I’m thinking about Letterboxd. I joined this trendy film lover’s platform a few weeks ago, and — hey whaddaya know — I’m enjoying it. Here’s my profile. I’m logging the movies I watch and the ones I want to watch, which is my main reason for using Letterboxd. (I’ve gone through my journal and back-tracked some movies I watched in the past year before I joined.) Now I’m starting to enjoy the platform’s social aspects and how it’s a powerful place for film discussion and discovery.
Film critic Scott Tobias wrote an informative article on Letterboxd and its culture for The Ringer. Here’s a paragraph from that:
“Diary” was one of the words Matthew Buchanan focused on when he and his cofounder, Karl von Randow, were conceiving Letterboxd in the years before it launched in 2011. The other word was “Lists.” Those were the building blocks of the service, and they’re almost embarrassingly true to how the cinephile mind works to compartmentalize the films that pass through it. The common denominator among Letterboxd users tends to be a compulsion to log and order the things they’ve seen, which many of them were already doing using spreadsheets or pen and paper. Letterboxd is a social media site that opens up those habits to public scrutiny, but the trade-off is that it also functions as a vast warehouse of opinion and hard data, an opportunity both to survey reactions to popular films and head down various rabbit holes. “Social film discovery” is how the homepage labels it—a phrase that’s in keeping with the no-frills, unassuming nature of the site.
Die-hard movie fans and fanatical music heads are similar. That paragraph could easily be talking about album collectors. The article also contains this quote about film buffs: “There’s still the delusion that you can see everything, that you can really have an encyclopedic knowledge of the entire expanse and breadth of the medium, which is not really on the table when it comes to literature or art.” Literature or art but not music. Because music collectors have the same mentality.

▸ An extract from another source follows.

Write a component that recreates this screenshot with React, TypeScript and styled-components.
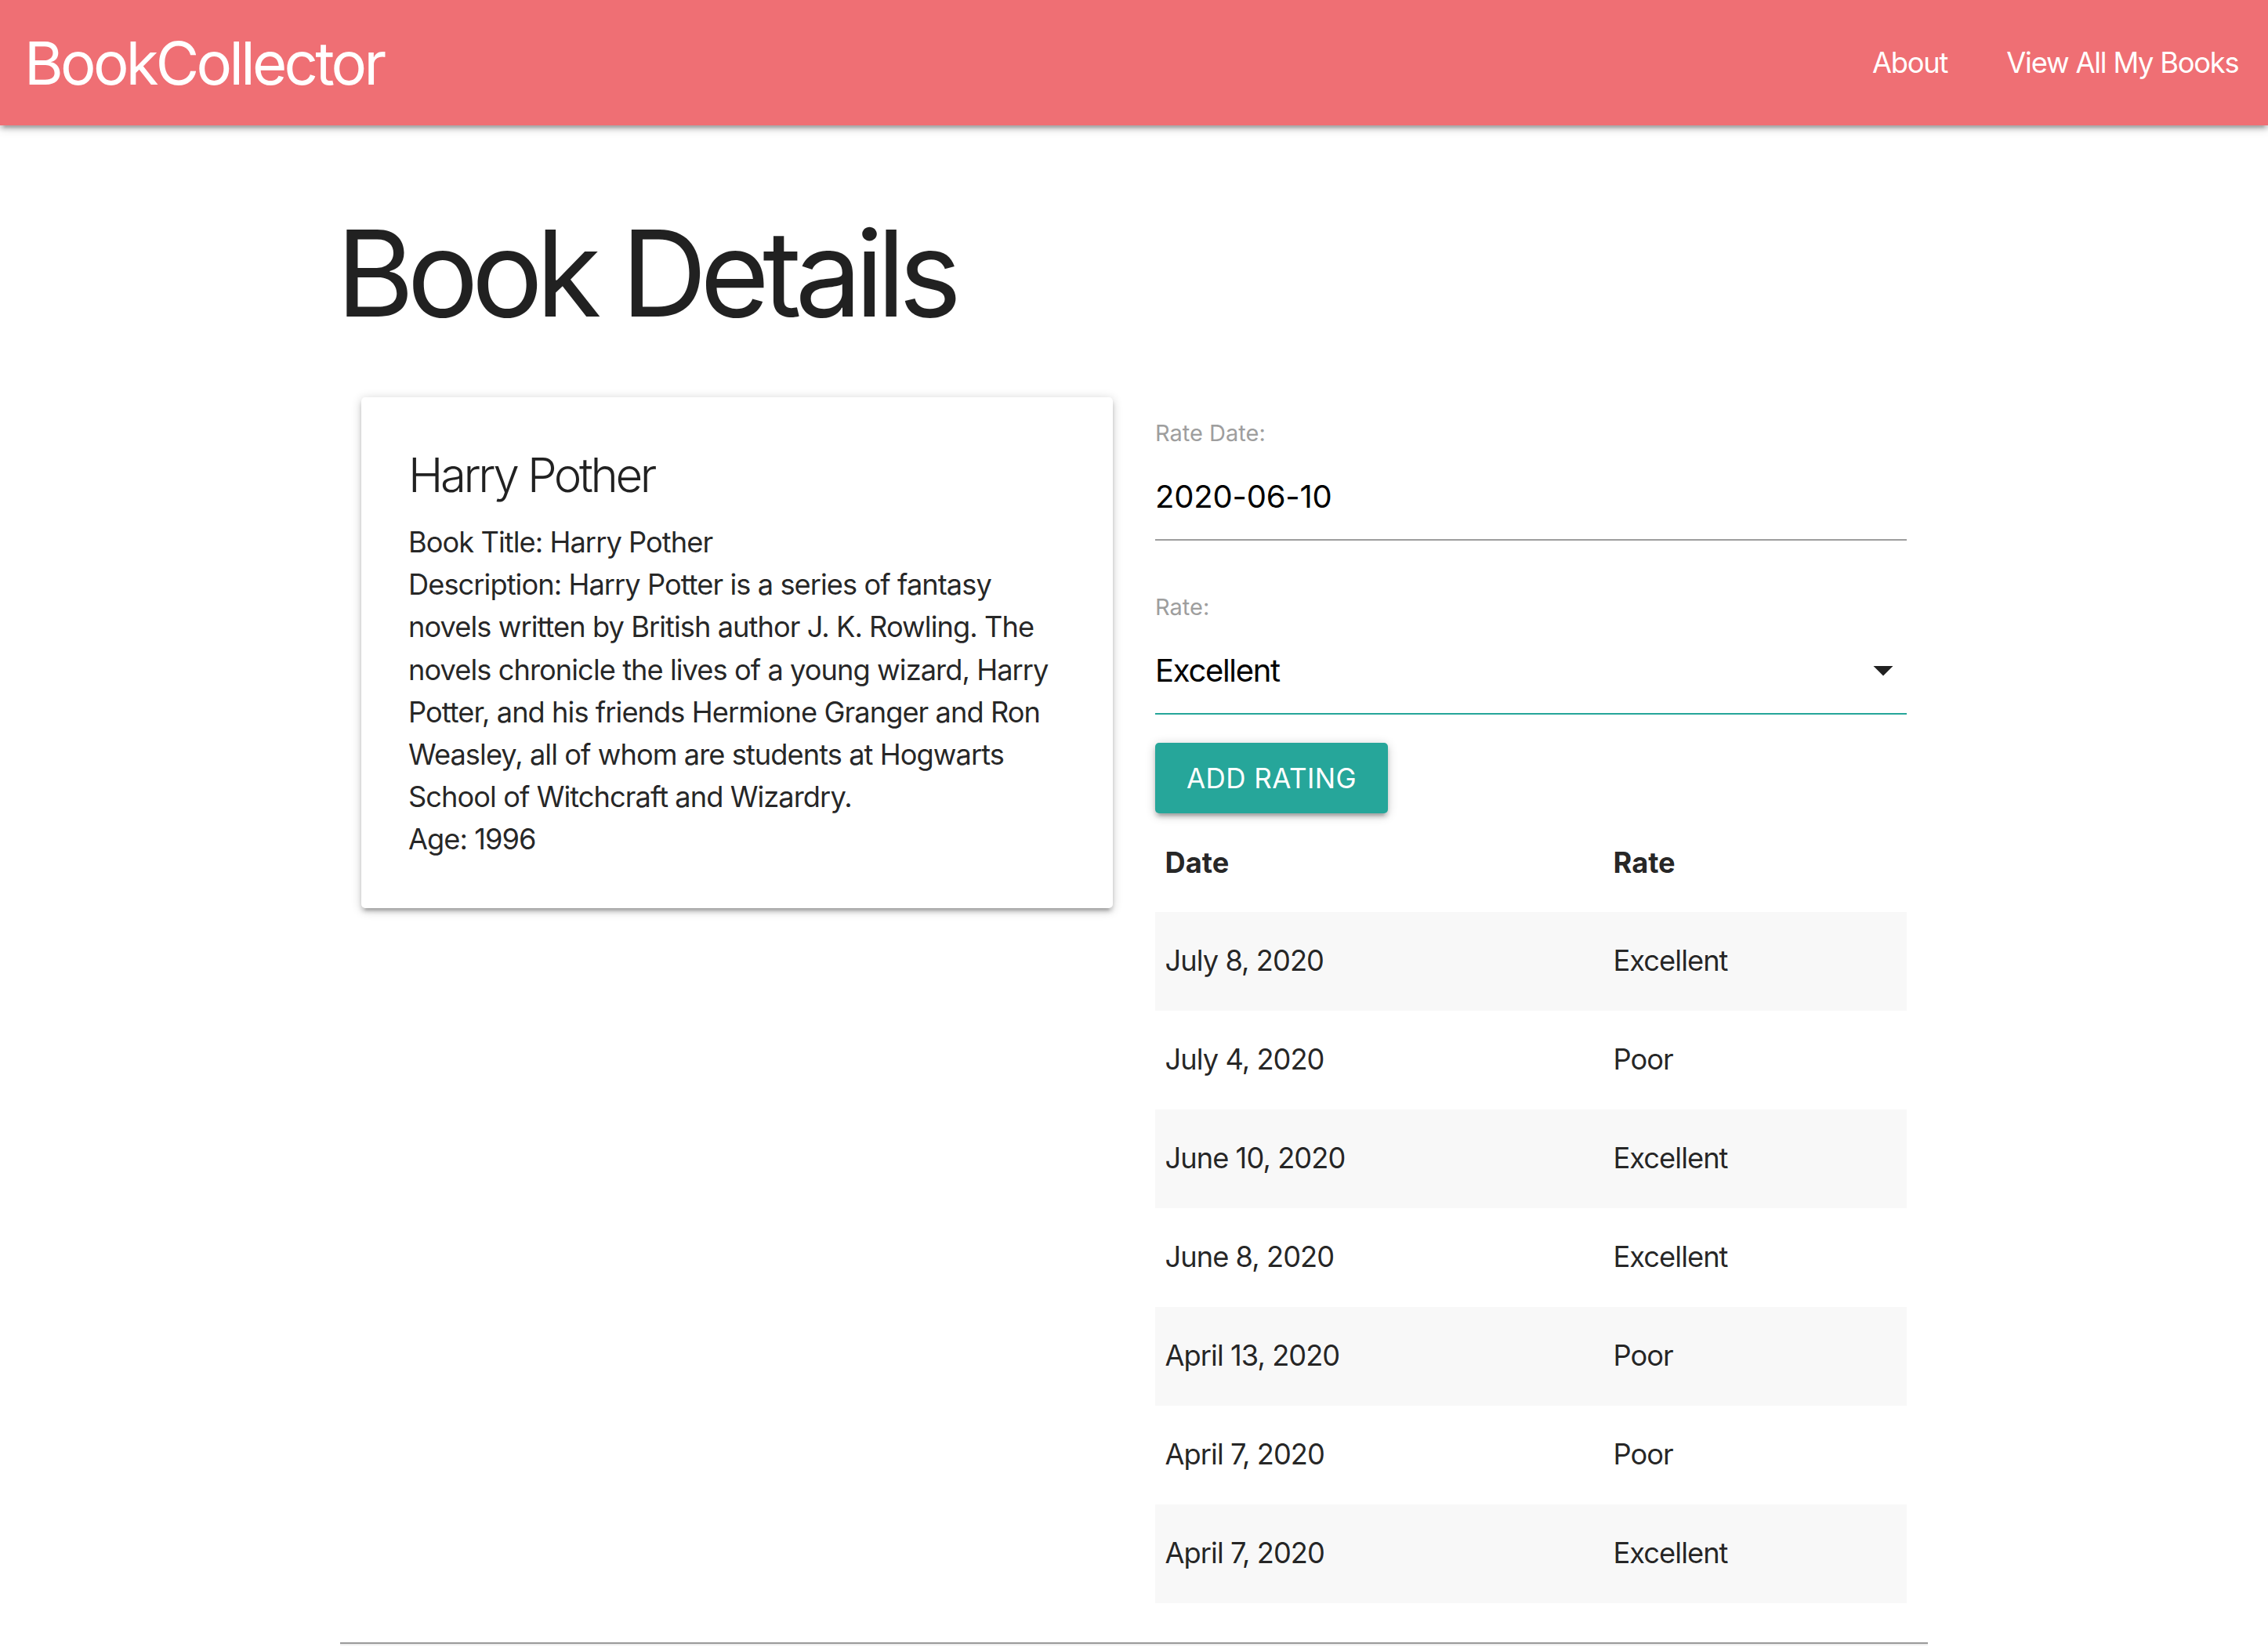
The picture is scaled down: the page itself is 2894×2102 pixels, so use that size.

Where’s the Letterboxd of music? That’s an excellent idea. Replace ‘movies’ with ‘music’ and imagine a musical Letterboxd to keep track of and discuss the albums we listen to. We’ll make themed or best-of lists and professional music critics will rub shoulders with amateur and aspiring critics with their opinions. And, like on Letterboxd, the pros can be looser (and funnier) in their comments and reviews than on their employers’ sites, which makes things fun.
As mentioned in The Ringer article, another feature is no film (or album) is too old for discussion. “Release dates don’t matter at Letterboxd, and conversations can happen about any film at any time, which gives it an advantage over formal publications, which peg their coverage around embargo dates …” It’s like hanging out at the indie record/video store. The new releases might be the first thing we talk about, but our discussion eventually turns to rating the classics and obscure favorites.
For music, this kinda sounds like the lovechild of Last.FM and Discogs. But, while those sites have their particular focuses (‘scrobbling‘ and marketplace) this musical Letterboxd is solely about music nerds and fans congregating and talking about music. Am I missing something? Is there something out there like this? Let’s make it happen.